• [Instructions to follow]: Print, without altering anything, the lines from the one that holds "The picture is scaled down: the page itself is 3840×3122" to the one that holds "can view the", inclusive. No other lines belong in the output.

# # # #

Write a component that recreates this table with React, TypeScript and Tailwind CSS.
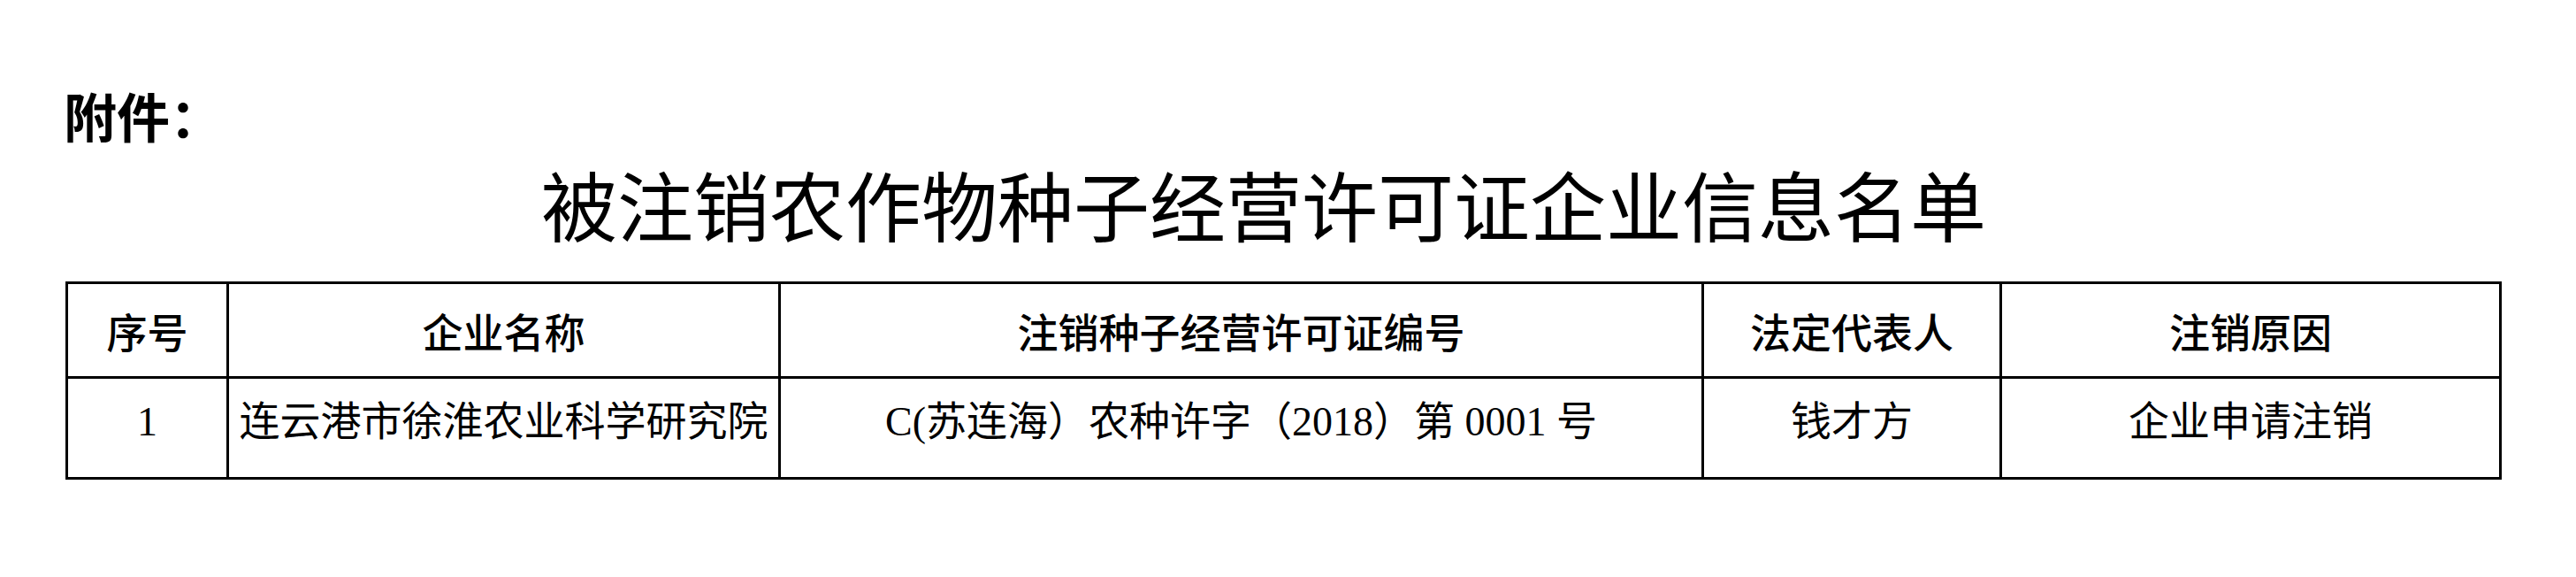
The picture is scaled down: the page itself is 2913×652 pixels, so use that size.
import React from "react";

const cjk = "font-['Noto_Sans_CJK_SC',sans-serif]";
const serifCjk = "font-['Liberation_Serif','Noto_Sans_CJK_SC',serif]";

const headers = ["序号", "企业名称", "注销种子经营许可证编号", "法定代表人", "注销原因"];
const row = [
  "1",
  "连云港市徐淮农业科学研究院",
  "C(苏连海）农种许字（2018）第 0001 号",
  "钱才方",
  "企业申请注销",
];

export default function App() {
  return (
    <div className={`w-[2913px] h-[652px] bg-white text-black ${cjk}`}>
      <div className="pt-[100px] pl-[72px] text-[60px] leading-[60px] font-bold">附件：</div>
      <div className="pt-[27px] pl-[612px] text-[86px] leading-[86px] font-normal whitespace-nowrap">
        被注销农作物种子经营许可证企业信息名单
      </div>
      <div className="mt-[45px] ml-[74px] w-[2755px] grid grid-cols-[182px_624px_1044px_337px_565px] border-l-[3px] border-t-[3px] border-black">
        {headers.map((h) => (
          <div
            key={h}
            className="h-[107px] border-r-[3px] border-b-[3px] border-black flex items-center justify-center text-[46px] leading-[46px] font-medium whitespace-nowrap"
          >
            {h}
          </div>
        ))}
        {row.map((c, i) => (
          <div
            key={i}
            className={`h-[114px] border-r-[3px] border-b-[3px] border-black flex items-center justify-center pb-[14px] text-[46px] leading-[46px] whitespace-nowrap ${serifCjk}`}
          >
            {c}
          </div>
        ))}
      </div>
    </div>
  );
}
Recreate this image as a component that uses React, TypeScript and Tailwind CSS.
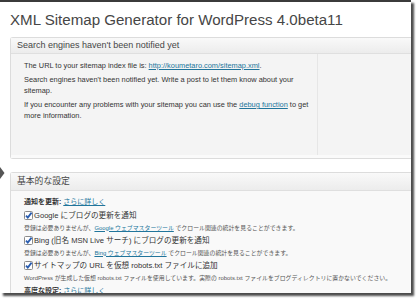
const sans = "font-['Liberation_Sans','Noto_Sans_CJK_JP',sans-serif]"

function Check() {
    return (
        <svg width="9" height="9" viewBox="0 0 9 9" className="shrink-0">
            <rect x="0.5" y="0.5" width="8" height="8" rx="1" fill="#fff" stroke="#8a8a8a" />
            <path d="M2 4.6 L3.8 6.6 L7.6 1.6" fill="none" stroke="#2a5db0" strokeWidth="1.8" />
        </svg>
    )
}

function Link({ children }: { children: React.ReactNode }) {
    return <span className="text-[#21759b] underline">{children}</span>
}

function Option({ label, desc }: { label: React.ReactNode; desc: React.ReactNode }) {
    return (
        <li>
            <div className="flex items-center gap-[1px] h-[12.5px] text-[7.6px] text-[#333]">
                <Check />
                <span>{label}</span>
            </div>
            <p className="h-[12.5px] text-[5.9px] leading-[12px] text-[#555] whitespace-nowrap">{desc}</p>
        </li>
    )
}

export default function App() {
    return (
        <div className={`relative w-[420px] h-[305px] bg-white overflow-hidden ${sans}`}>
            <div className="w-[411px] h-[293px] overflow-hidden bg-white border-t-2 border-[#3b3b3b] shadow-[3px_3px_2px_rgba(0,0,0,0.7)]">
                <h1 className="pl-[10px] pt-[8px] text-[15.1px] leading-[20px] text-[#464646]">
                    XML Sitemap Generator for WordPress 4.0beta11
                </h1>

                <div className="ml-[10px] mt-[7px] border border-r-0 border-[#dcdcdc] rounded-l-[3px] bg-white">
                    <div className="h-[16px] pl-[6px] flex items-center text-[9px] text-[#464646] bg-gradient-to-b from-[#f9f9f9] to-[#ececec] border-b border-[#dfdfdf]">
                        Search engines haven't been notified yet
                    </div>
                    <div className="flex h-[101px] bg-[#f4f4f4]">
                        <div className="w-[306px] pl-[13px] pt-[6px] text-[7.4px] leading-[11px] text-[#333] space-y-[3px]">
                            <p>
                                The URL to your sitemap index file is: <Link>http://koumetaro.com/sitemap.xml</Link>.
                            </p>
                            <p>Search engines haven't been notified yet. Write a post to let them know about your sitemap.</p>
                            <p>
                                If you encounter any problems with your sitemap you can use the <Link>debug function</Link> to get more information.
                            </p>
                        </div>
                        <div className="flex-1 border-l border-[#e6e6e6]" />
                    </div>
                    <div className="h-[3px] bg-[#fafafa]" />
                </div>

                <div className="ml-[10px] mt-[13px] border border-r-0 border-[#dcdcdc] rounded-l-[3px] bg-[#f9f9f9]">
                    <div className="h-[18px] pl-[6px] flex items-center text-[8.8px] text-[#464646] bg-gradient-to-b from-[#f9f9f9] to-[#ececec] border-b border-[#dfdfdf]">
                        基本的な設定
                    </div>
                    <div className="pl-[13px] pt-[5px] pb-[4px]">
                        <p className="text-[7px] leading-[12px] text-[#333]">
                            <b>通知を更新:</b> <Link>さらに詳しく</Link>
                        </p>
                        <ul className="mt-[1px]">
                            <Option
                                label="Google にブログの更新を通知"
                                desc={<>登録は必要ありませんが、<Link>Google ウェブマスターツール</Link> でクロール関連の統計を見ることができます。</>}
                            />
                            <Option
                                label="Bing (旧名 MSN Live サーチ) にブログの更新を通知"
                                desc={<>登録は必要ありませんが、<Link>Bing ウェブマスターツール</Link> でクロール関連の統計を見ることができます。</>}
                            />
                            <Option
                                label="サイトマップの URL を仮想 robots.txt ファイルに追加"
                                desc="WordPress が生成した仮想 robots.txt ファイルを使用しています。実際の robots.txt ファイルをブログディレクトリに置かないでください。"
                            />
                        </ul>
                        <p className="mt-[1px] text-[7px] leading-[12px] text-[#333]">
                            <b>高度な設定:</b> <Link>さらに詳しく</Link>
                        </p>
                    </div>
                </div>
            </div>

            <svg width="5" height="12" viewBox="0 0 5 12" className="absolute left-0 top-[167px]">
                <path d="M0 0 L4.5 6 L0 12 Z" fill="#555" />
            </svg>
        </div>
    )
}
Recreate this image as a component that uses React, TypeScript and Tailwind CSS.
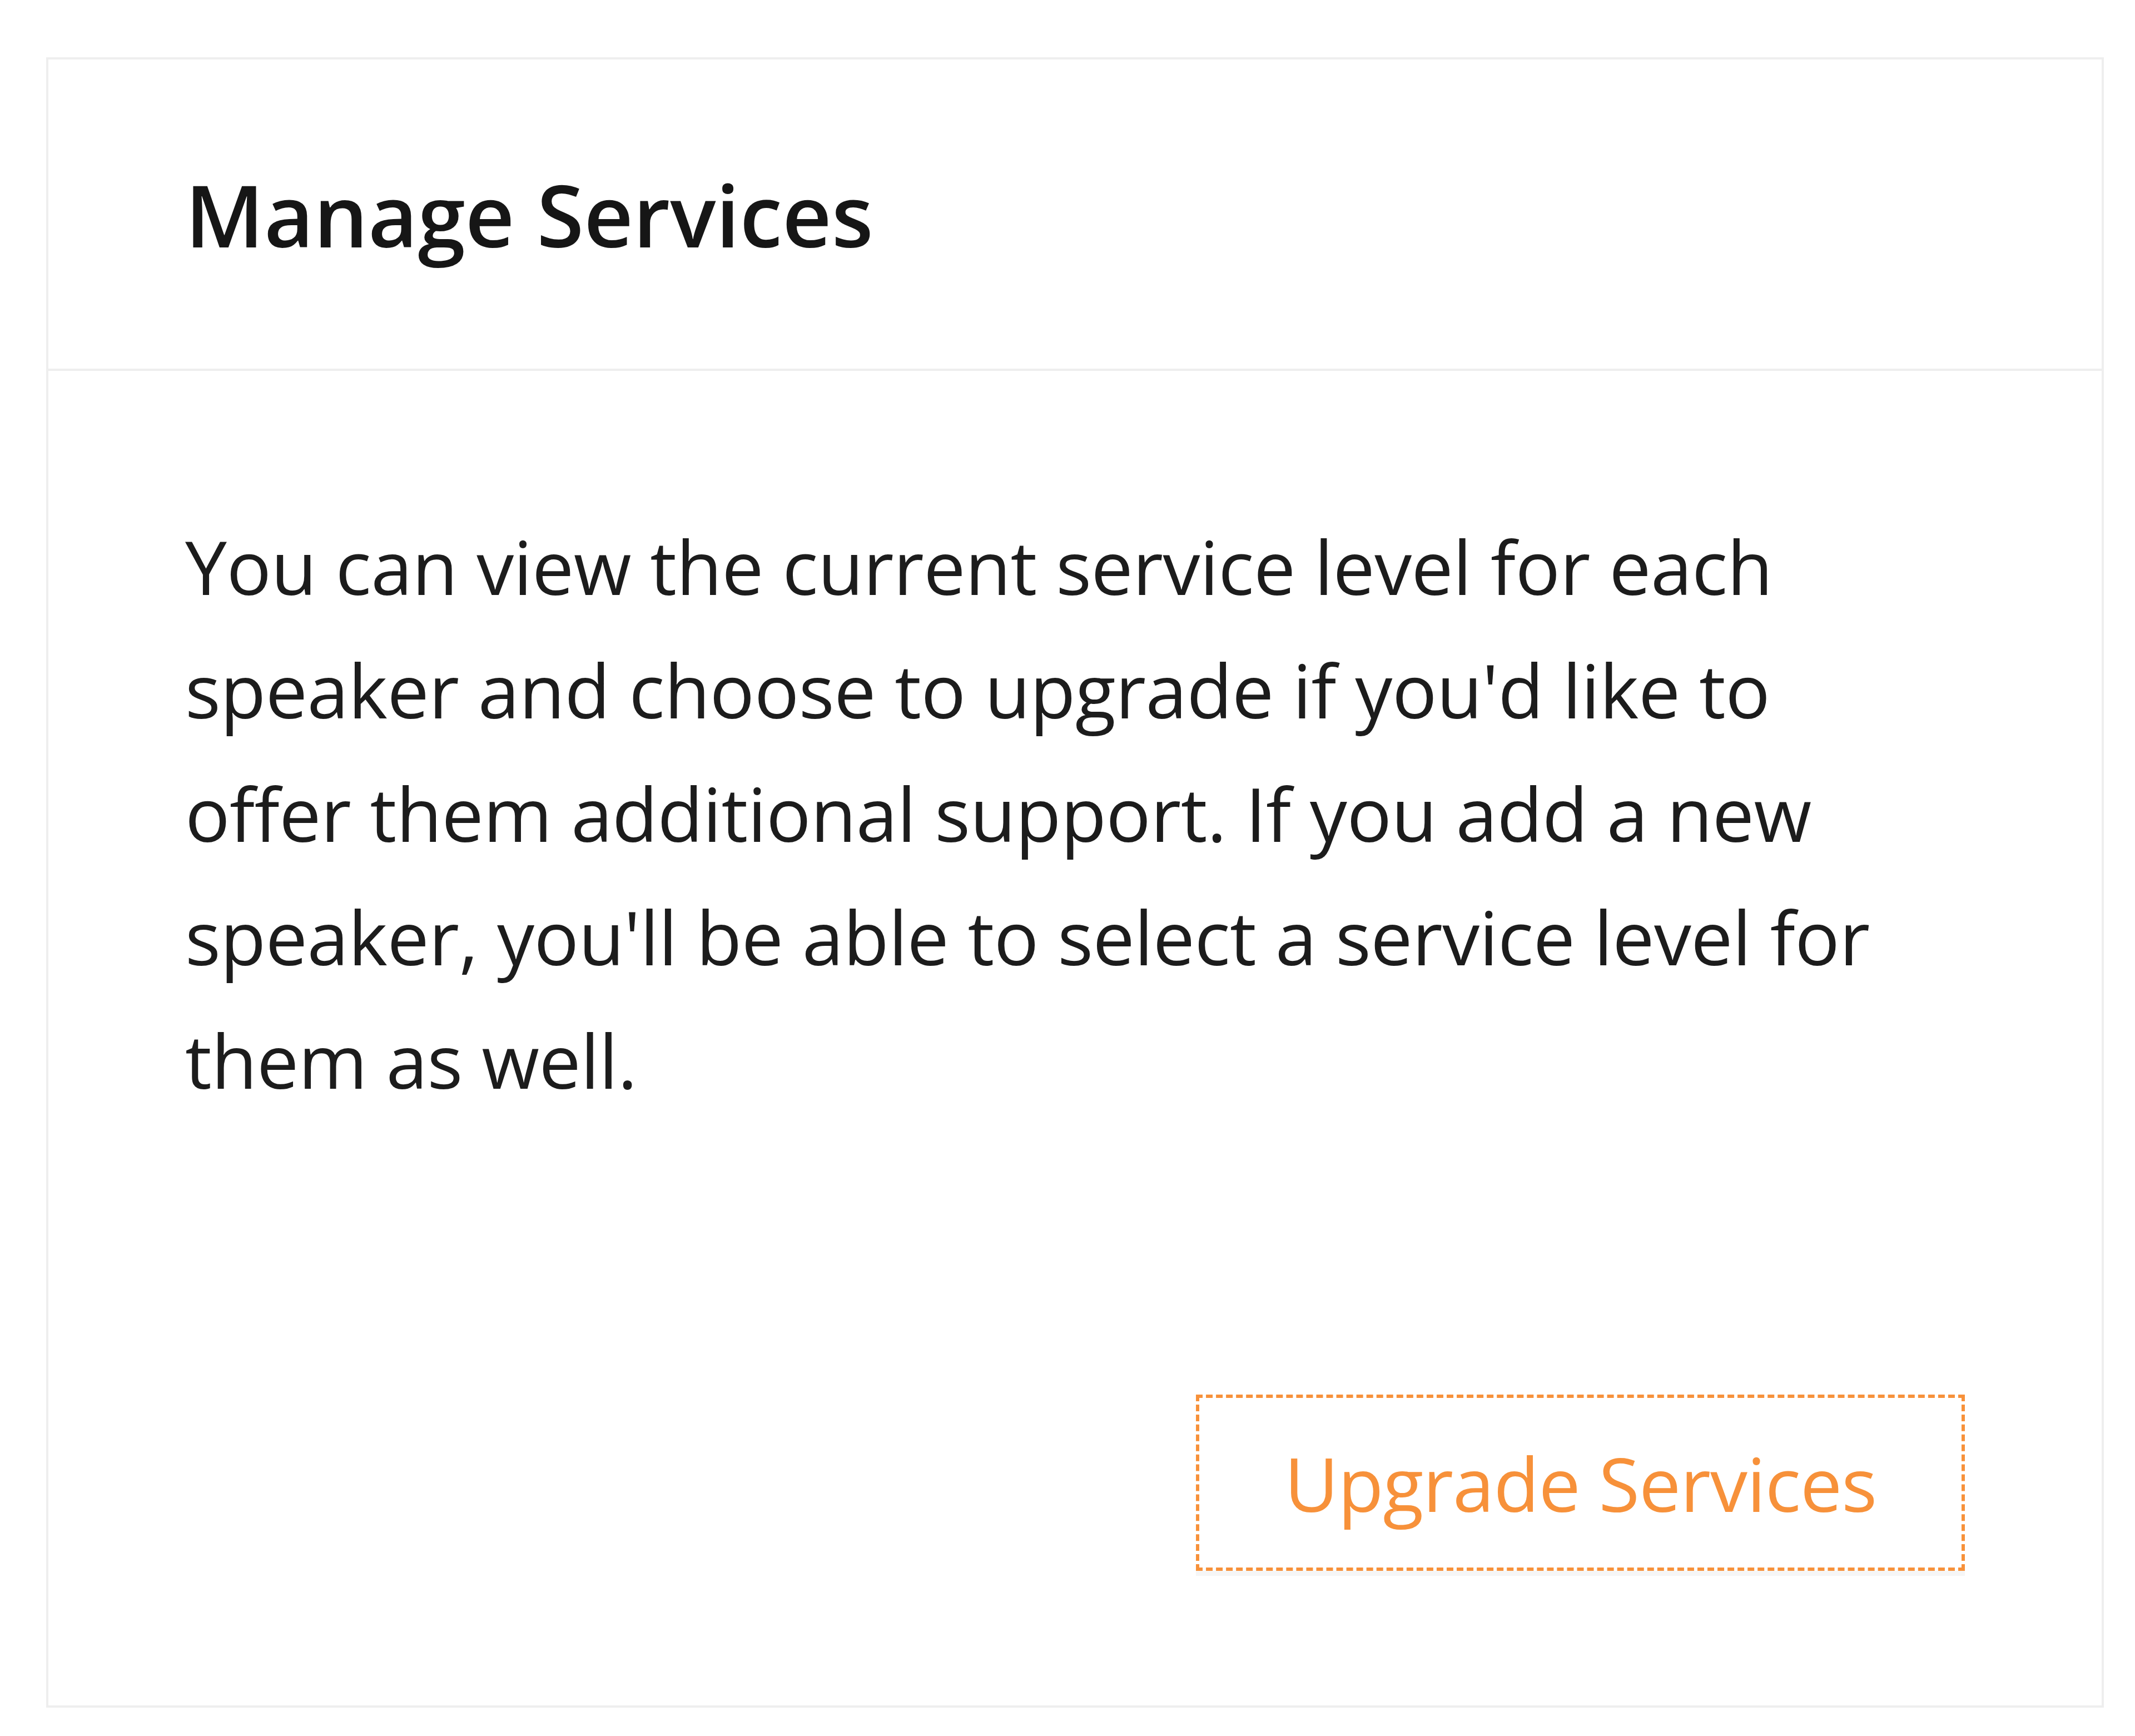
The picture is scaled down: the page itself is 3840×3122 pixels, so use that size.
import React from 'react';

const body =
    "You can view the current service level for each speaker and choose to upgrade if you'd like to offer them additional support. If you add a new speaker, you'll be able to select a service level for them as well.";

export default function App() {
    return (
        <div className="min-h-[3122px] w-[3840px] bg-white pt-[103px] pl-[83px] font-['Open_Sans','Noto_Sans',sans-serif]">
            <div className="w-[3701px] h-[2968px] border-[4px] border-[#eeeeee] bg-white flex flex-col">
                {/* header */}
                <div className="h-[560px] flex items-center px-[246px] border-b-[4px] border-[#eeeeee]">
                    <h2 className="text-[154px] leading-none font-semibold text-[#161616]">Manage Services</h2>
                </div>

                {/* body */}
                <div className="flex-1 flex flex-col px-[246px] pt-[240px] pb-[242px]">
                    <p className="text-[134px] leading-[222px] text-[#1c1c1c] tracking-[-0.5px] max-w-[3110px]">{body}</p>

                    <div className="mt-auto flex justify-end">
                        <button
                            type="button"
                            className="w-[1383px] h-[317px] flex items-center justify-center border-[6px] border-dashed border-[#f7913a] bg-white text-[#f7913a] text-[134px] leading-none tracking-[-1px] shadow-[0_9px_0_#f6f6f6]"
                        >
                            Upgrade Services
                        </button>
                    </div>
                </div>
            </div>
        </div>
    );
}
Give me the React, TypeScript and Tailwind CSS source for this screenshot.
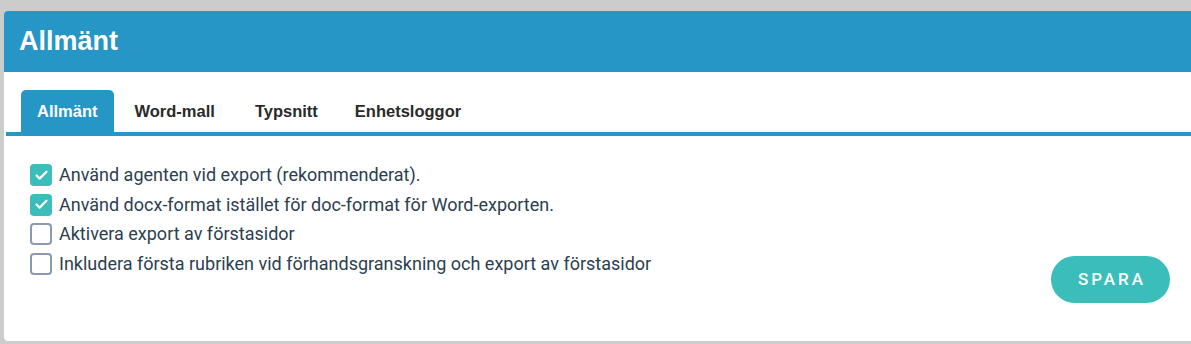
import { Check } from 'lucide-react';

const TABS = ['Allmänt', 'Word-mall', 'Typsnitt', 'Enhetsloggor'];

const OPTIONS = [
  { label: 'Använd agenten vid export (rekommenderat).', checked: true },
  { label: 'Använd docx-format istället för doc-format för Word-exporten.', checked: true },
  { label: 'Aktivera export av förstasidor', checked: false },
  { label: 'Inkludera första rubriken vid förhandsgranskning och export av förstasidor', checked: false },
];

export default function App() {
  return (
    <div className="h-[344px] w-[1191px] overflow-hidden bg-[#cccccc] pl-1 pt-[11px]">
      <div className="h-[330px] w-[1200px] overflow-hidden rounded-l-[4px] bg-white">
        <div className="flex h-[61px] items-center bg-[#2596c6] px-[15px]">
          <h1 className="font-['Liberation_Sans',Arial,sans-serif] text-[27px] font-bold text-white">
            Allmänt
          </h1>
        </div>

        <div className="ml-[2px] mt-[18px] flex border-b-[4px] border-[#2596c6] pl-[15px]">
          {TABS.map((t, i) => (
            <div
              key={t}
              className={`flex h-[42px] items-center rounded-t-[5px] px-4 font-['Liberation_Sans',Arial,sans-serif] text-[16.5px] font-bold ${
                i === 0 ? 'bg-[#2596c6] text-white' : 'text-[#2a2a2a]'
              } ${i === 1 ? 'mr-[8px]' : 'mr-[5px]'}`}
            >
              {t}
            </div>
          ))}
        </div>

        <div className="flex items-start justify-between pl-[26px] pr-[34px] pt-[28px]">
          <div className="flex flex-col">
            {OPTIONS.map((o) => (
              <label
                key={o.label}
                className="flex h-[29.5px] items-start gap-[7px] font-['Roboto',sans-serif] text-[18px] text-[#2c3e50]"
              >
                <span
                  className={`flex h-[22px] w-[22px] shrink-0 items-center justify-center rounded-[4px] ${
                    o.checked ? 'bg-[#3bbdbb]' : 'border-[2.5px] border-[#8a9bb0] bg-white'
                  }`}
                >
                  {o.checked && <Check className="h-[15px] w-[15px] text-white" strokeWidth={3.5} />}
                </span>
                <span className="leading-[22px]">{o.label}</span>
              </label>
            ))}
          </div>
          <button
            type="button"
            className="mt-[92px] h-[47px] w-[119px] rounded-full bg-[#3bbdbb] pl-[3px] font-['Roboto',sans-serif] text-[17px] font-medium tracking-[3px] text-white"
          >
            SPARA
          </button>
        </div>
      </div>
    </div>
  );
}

# # # #

• [Answer in full]:
The picture is scaled down: the page itself is 3840×3122 pixels, so use that size.
import React from 'react';

const body =
    "You can view the current service level for each speaker and choose to upgrade if you'd like to offer them additional support. If you add a new speaker, you'll be able to select a service level for them as well.";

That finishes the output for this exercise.